Reportage. ‘We should have truth and justice, not a commission of inquiry,’ Chamber President Roberto Fico said. But after three years with very little progress, members of parliament celebrated the chance to prove political culpability.

Italy launches parliamentary inquiry into Giulio Regeni’s death

The Joint Commission of Inquiry into the death of Giulio Regeni that was established on Wednesday by the Chamber of Deputies with a near-unanimous vote will have judicial powers, but not the functions that pertain to the judiciary. In other words, it will be able to use the same instruments that state investigators have at their disposal, under the limitations imposed by the need to protect the investigation by the Rome prosecutor’s office that started on Feb. 3, 2016, when the near-unrecognizable body of the young researcher from Friuli was found next to the road between Cairo and Alexandria.

The Commission will not undertake to establish personal and criminal responsibility for the murder, but rather political responsibility. This fell outside the scope of the work already done by prosecutor Sergio Colaiocco and chief prosecutor Giuseppe Pignatone—who will honorably retire within a month’s time—despite their long and highly effective investigative work, in the face of endless obstacles coming from the Egyptian authorities.
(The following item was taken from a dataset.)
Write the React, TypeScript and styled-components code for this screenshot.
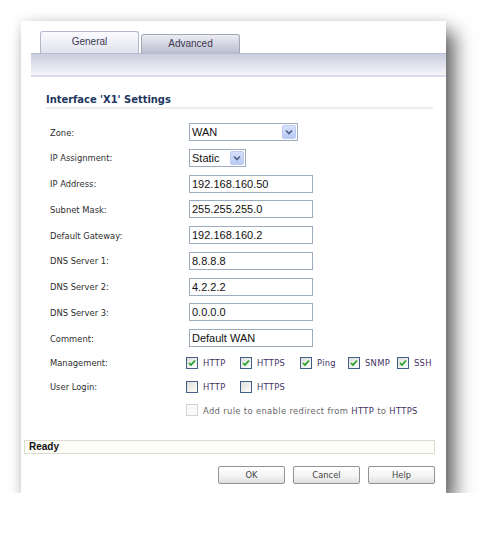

After the floor debate on Monday with the few deputies who were still at work during the long weekend, on Wednesday there were 379 votes in favor of establishing the Commission, while the 54 deputies from Forza Italia abstained, after having supported a failed amendment which would have called for focusing the investigation on the “possible links” between the death of the Italian researcher and “the academic research activities he was carrying out.” They wanted to investigate the alleged role of the University of Cambridge and of Regeni’s tutor, Professor Maha Abdel Abdelrahman—no less because, as Pierantonio Zanettin, the author of the FI amendment, explained, “we are concerned about a possible break in relations between Italy and Egypt, which remains an essential bulwark against fundamentalist terrorism.”
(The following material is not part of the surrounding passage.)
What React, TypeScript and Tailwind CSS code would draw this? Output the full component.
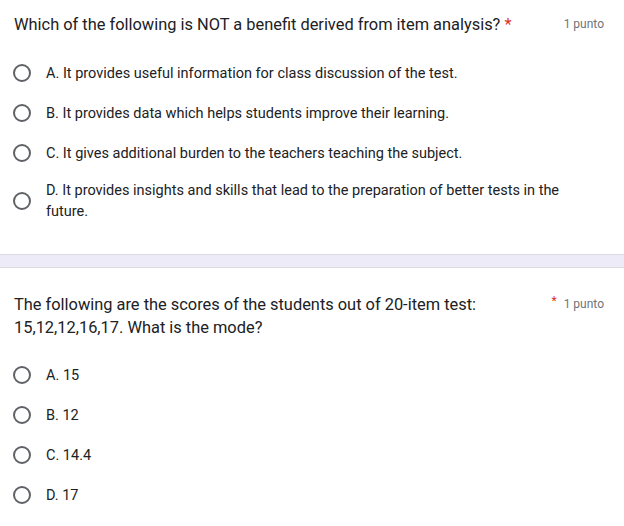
import React from "react";

const Radio = () => (
  <span className="block w-[18px] h-[18px] rounded-full border-2 border-[#5f6368] shrink-0" />
);

const Option = ({ text }: { text: string }) => (
  <div className="flex items-center gap-[15px] pl-[13px] pr-[57px] min-h-[40px] py-[7px]">
    <Radio />
    <span className="text-[14.5px] leading-[21px] text-[#202124]" style={{ fontFamily: "Roboto, sans-serif" }}>
      {text}
    </span>
  </div>
);

export default function App() {
  return (
    <div className="w-[624px] h-[526px] bg-white overflow-hidden" style={{ fontFamily: "Roboto, sans-serif" }}>
      <div className="pt-[13px]">
        <div className="flex items-start pl-[14px] pr-[20px]">
          <div className="flex-1 text-[16.4px] leading-[23px] text-[#202124]">
            Which of the following is NOT a benefit derived from item analysis? <span className="text-[#d93025]">*</span>
          </div>
          <div className="text-[12px] leading-[23px] text-[#70757a] pl-4">1 punto</div>
        </div>
        <div className="mt-[17px] flex flex-col">
          <Option text="A. It provides useful information for class discussion of the test." />
          <Option text="B. It provides data which helps students improve their learning." />
          <Option text="C. It gives additional burden to the teachers teaching the subject." />
          <Option text="D. It provides insights and skills that lead to the preparation of better tests in the future." />
        </div>
      </div>
      <div className="mt-[25px] h-[14px] bg-[#eeebf8] border-y border-[#dadce0]" />
      <div className="pt-[25px]">
        <div className="flex items-start pl-[14px] pr-[20px]">
          <div className="flex-1 text-[16.4px] leading-[23px] text-[#202124] pr-[60px]">
            The following are the scores of the students out of 20-item test: 15,12,12,16,17. What is the mode?
          </div>
          <div className="text-[12px] leading-[23px] text-[#70757a] flex gap-[7px]">
            <span className="text-[#d93025] relative top-[-3px]">*</span>1 punto
          </div>
        </div>
        <div className="mt-[16px] flex flex-col">
          <Option text="A. 15" />
          <Option text="B. 12" />
          <Option text="C. 14.4" />
          <Option text="D. 17" />
        </div>
      </div>
    </div>
  );
}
As a result of the obstructionist strategy adopted by the Lega, the Commission will have a much smaller budget (€60,000, compared to the €100,000 in the initial proposal) and its mandate will be shorter (12 months, while both the proposal of Erasmo Palazzotto of the Sinistra Italiana and that of Sabrina De Carlo from M5S had called for 18 months).

In the end, the new Commission will consist of 20 deputies appointed by the parliamentary groups in proportion to their numbers in the Chamber, and it will be given one year and €60,000 to “gather all the necessary information to identify those responsible for the death of Giulio Regeni and the circumstances of his murder,” and to “investigate deeds, actions and behaviors, whether by commission or omission, which have represented or still represent obstacles, delays and difficulties for the judicial determination of guilt for Giulio Regeni’s death, also in order to evaluate possible legislative initiatives aimed at overcoming similar impediments, in this case and for the future, and to increase the level of protection for persons engaged in study and research projects abroad, with the aim of preventing risks to their safety and well-being.”

At the end of its 12-month term, the Commission—which will also be able to give reports before the Chamber “during the course of its work, if deemed necessary or appropriate”—will submit a final report. It is hoped that this report will prove more consequential than, for example, the report of the Parliamentary Commission on the death of Stefano Cucchi, which was chaired by then-Senator Ignazio Marino, and which had identified the presence of fresh back fractures on the body of the Roman surveyor as early as in March 2010—to practically no consequence at all.

For his part, Erasmo Palazzotto tried to dispel all skepticism: “Today is a day of celebration, because this commission has great symbolic and political value.” He elaborated on his optimism: “After years of false leads and misinformation, the Parliament has finally made a step toward the reconstruction of the historical and political truth of one of the saddest episodes for our country. With the Commission, Italy will be able to identify and point out the political responsibilities, as well as the motives and circumstances of his murder.”

The President of the Chamber, Roberto Fico, was likewise bullish on the prospects of the Commission, saying that he was “very satisfied” by the approval of the draft law. “Today, after three years, we should have truth and justice, not a commission of inquiry—but unfortunately, since the former have not materialized, we have to go ahead and use every instrument at our disposal.”

At the same time, Fico stressed that “the government, and certainly also vice-Prime Minister Luigi Di Maio,” were working on the possibility of cutting off all trade relationships with Egypt if there are no developments in the case.

In any case, the President of the Chamber wanted to emphasize that this step “is a message to those who think that the Italian state or the Italian Parliament will forget about Giulio Regeni. Instead, we will go further, up to the very end, to get the truth for our boy who was tortured and killed in Egypt.”